Embracing Risky Play: Risky play is a natural part of children’s play, and children often seek opportunities to engage in challenging and so-called risky play. Risky play can be defined as a thrilling and exciting activity that involves a risk of physical injury and play that provides opportunities for challenge, testing limits, exploring boundaries and learning about injury risk. Activities such as climbing, sliding, balancing, jumping from heights and hanging upside down can be considered risky. It is essential that both staff and parents are aware of the importance of risky play and that safety policies and regulations are not kept in the way of this necessary form of development. Risky play provides situations where children can assess risks and take control of a problem within their developmental capacity.
Providing opportunities for children to engage in risky behaviours in an environment that promotes risk assessment and hands-on learning is essential to outdoor education. Nature will naturally provide many opportunities for children to engage in risky activities. Options include balancing beams, tires, rocks, logs, stick play, rough and tumble games, and stones or boulders.
Honouring Individuality and Diversity: Inclusive pedagogy encompasses every child's unique way of being, doing, and learning. Educators strive to celebrate each child's abilities, interests, and cultural background, ensuring their full participation in education. Integrating diverse perspectives and experiences enriches the outdoor and indoor learning environments, providing invaluable learning opportunities for all.

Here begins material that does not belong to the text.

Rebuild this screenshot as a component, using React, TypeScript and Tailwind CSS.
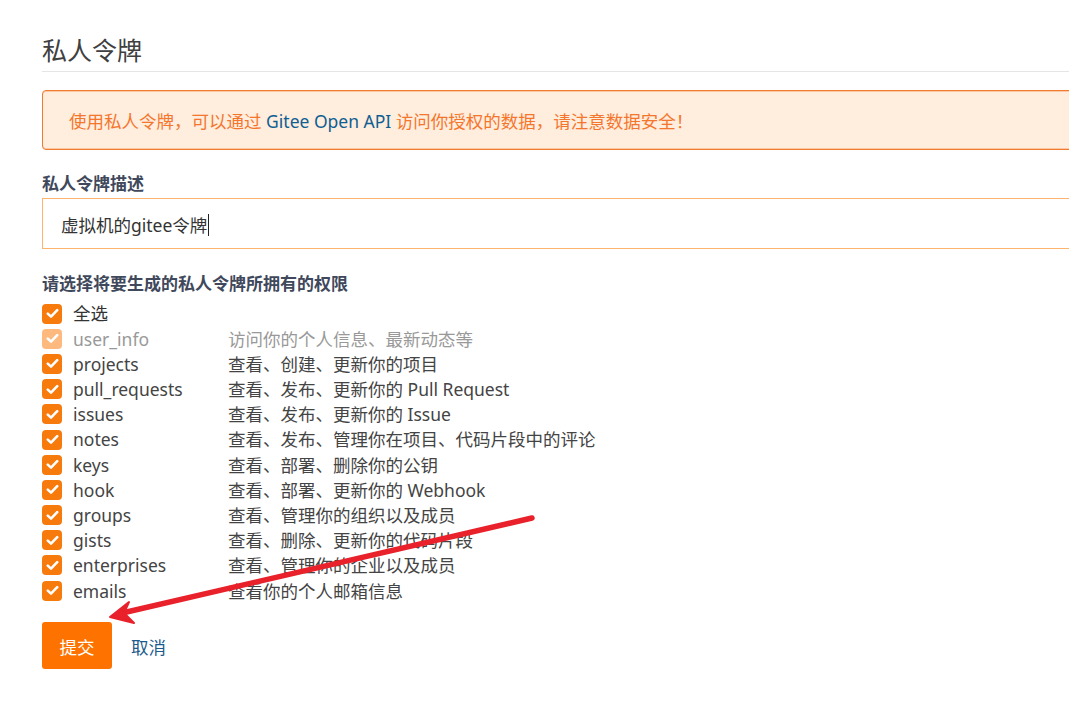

Benefits of Outdoor Education: The importance of outdoor education cannot be overstated, especially today. Researchers suggest that including outdoor play in early childhood programs promotes physical fitness, contributing to the healing and strengthening of children's bodies. Exposure to green spaces and the freedom of play also alleviate stress levels, nurture emotional development, and enhance social relations among children. By engaging in outdoor experiential learning, children reap the benefits of a holistic approach to education that encompasses their physical, emotional, and social wellbeing. Through a commitment to outdoor experiential learning, educators empower children to become active participants in the world, nurturing their holistic development and building a foundation for lifelong learning.
The Framework includes an intro to outdoor education, an exploration into inquiry-based, experiential, play-based, place-based, and storytelling guiding principles, and a year-long inquiry programme. Resources include a suggested schedule and backpack list. The complete programme of inquiry includes ages, time frames, central ideas, lines of inquiry, learner profiles, key concepts, related concepts, ATLs, reflective teacher questions, outdoor education integration, connections to First Peoples Principles of Learning, math, language arts, and recommended books for the unit.